The Trump court has the prospect of taking away any human right not enshrined in the Constitution on the ground that all of us owe unqualified allegiance to those who own the assets, failure at which will be a crime against prosperity. I can see such a clause as no less inimical to personal freedom and even survival as the Stalinist concept of "enemy of the people".   I can imagine teacher, journalists, and preachers losing their livelihoods and even being imprisoned for telling people that economic inequality solely for the service of entrenched elites is grossly immoral, that global warming is not a a myth, that abortion in a life-threatening situation whose sole resolution is abortion is a crime against the Will of God, that a War For Profits is unjust or futile, or that young-earth creationism is bunk, or that a despotic or corrupt leader is exactly that. I can imagine welfare disappearing in return for personal debt at shylock terms that result in hereditary peonage for anyone who defaults. This is exactly  what one can expect if the only virtue is what rapacious, selfish, arrogant people with inordinate wealth and power have. 

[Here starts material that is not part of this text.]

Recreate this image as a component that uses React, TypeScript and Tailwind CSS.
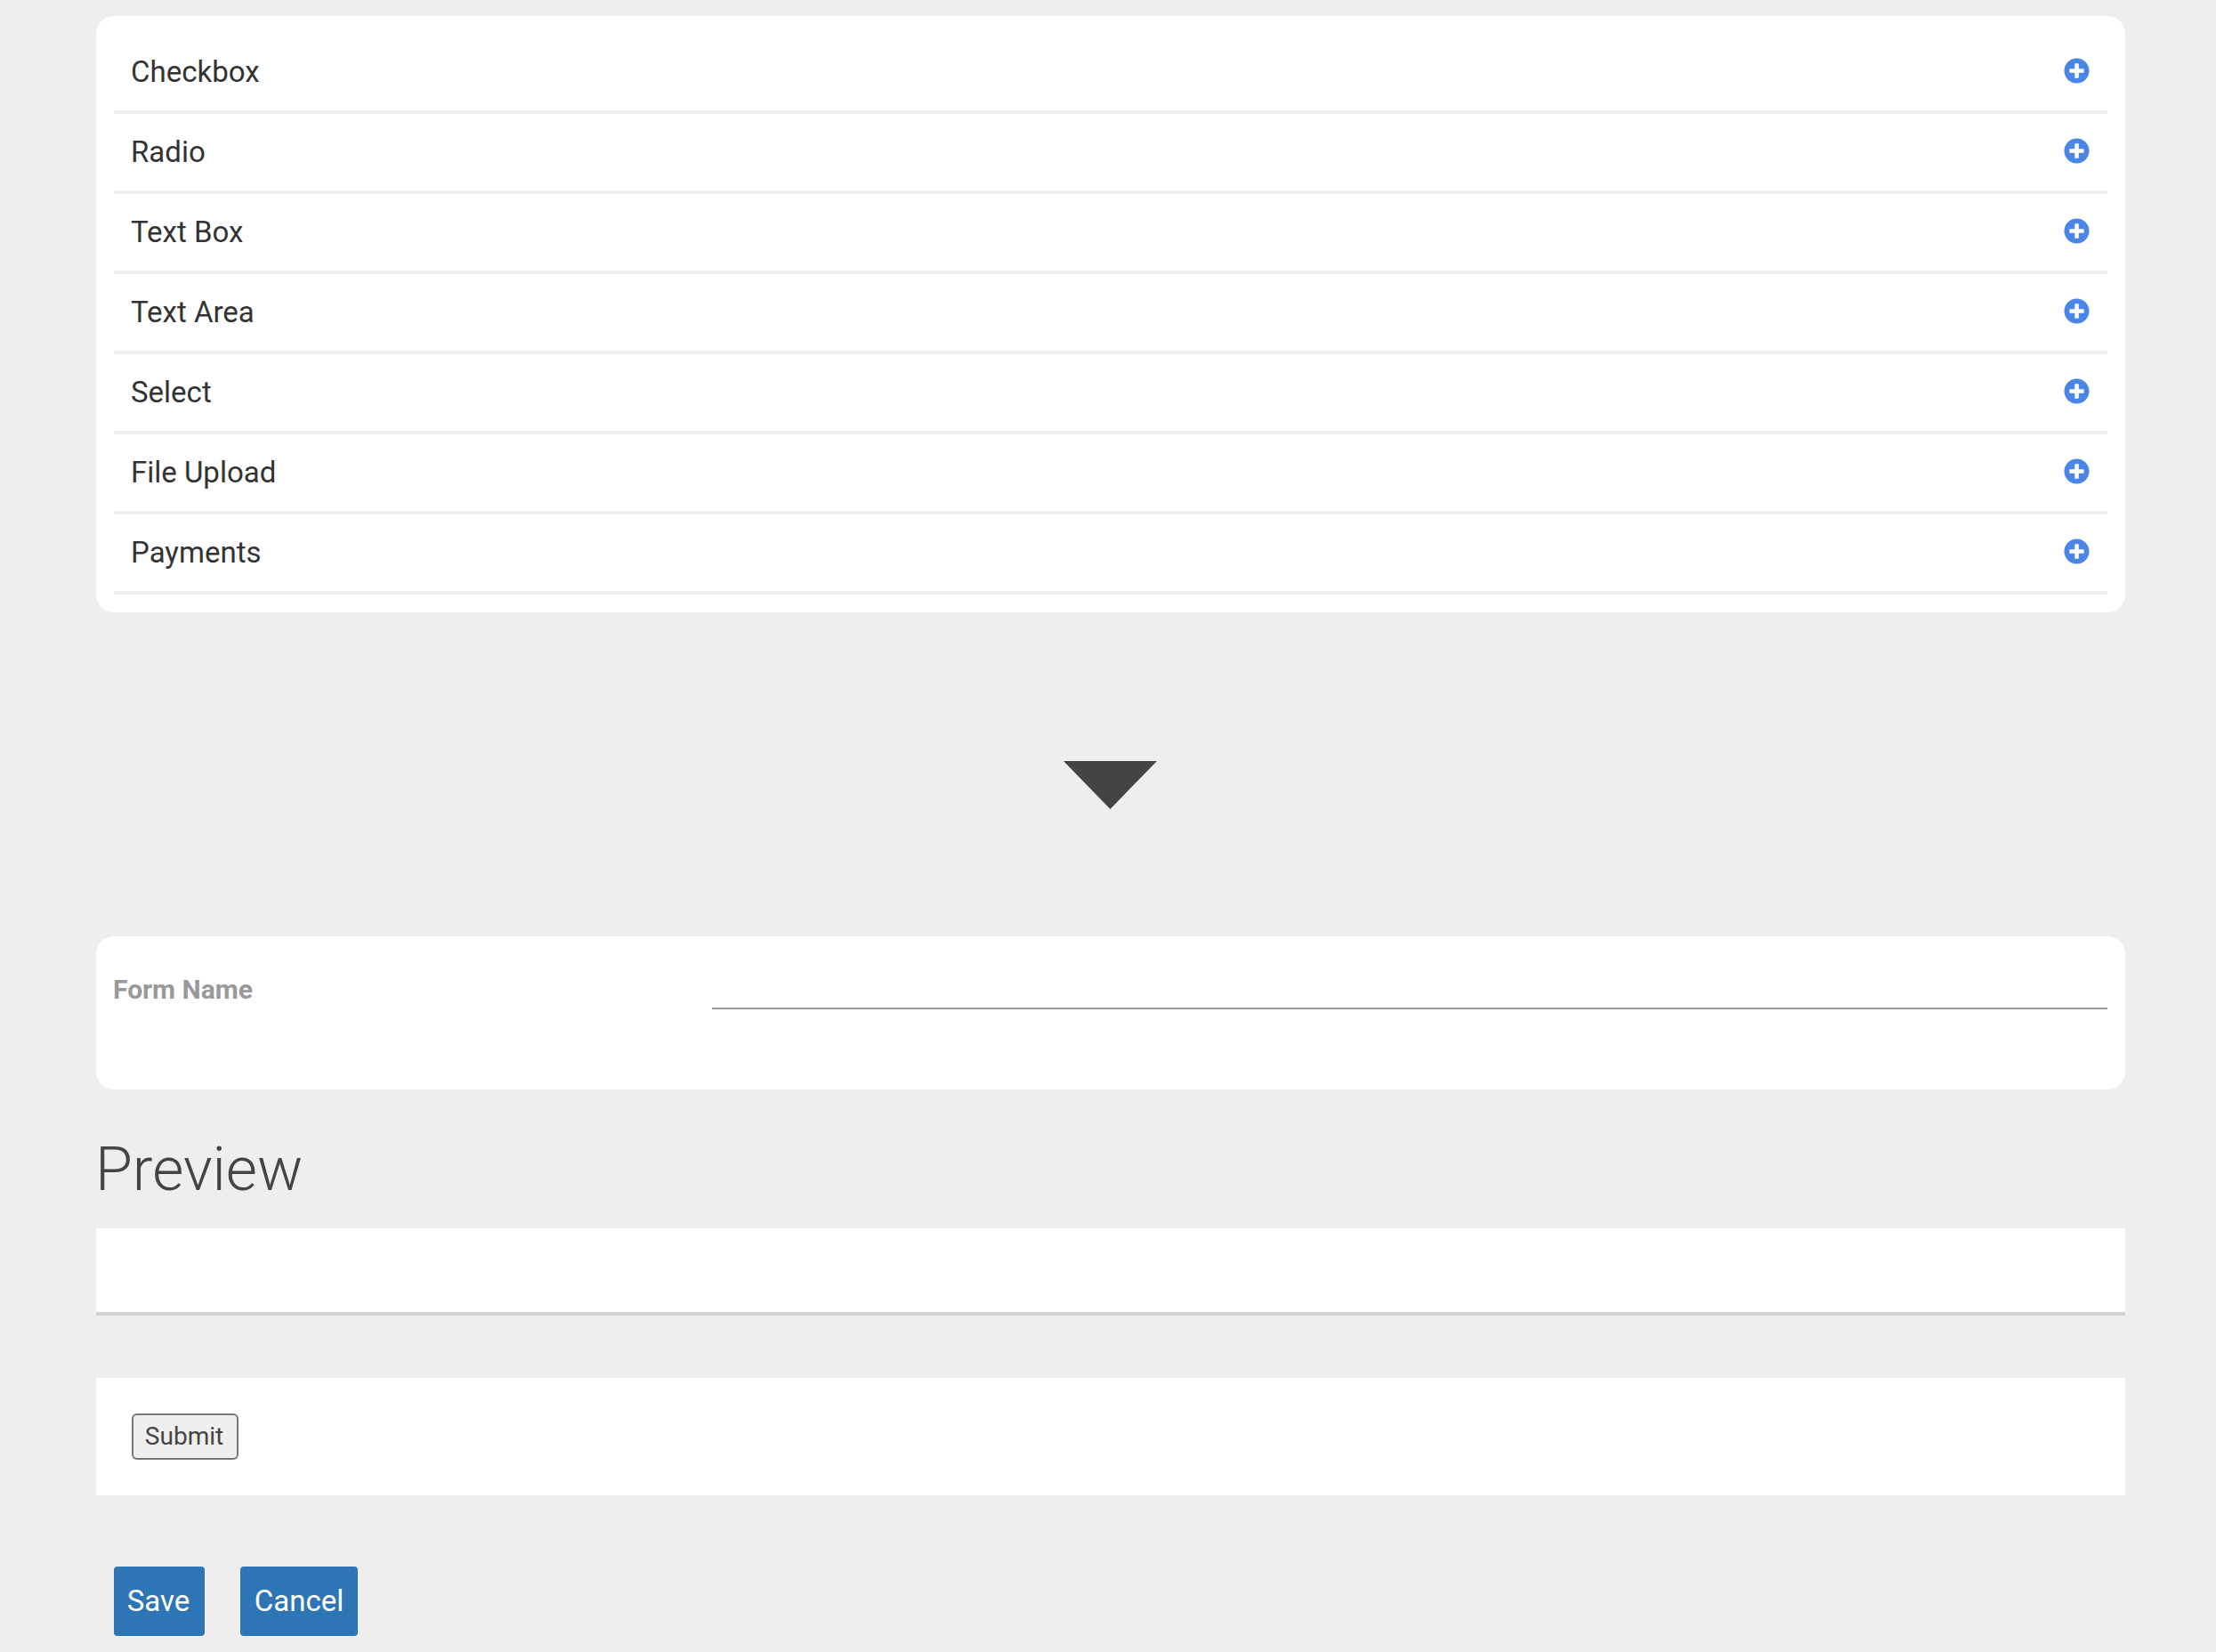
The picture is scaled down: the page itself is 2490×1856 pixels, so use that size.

Such is the view of the American Hard Right, which knows well enough to not do this all in one fell swoop. Even Hitler had to resort to salami tactics against old freedoms and decencies until none of those existed. Such requires the negation of the English common law that our Founding Fathers never rebelled against. 

The alternative is civil law, which is not the Anglo-American tradition. In it all civil liberties as exist must be enumerated in a civil code, which allows fewer debates except in establishing those. People and government officials face specific responsibilities and injunctions. It is less flexible, but it leaves little doubt. When the common law protections of basic human rights vanish, civil law is all that can prevent tyranny.
The ideal subject of totalitarian rule is not the convinced Nazi or the dedicated Communist  but instead the people for whom the distinction between fact and fiction, true and false, no longer exists -- Hannah Arendt.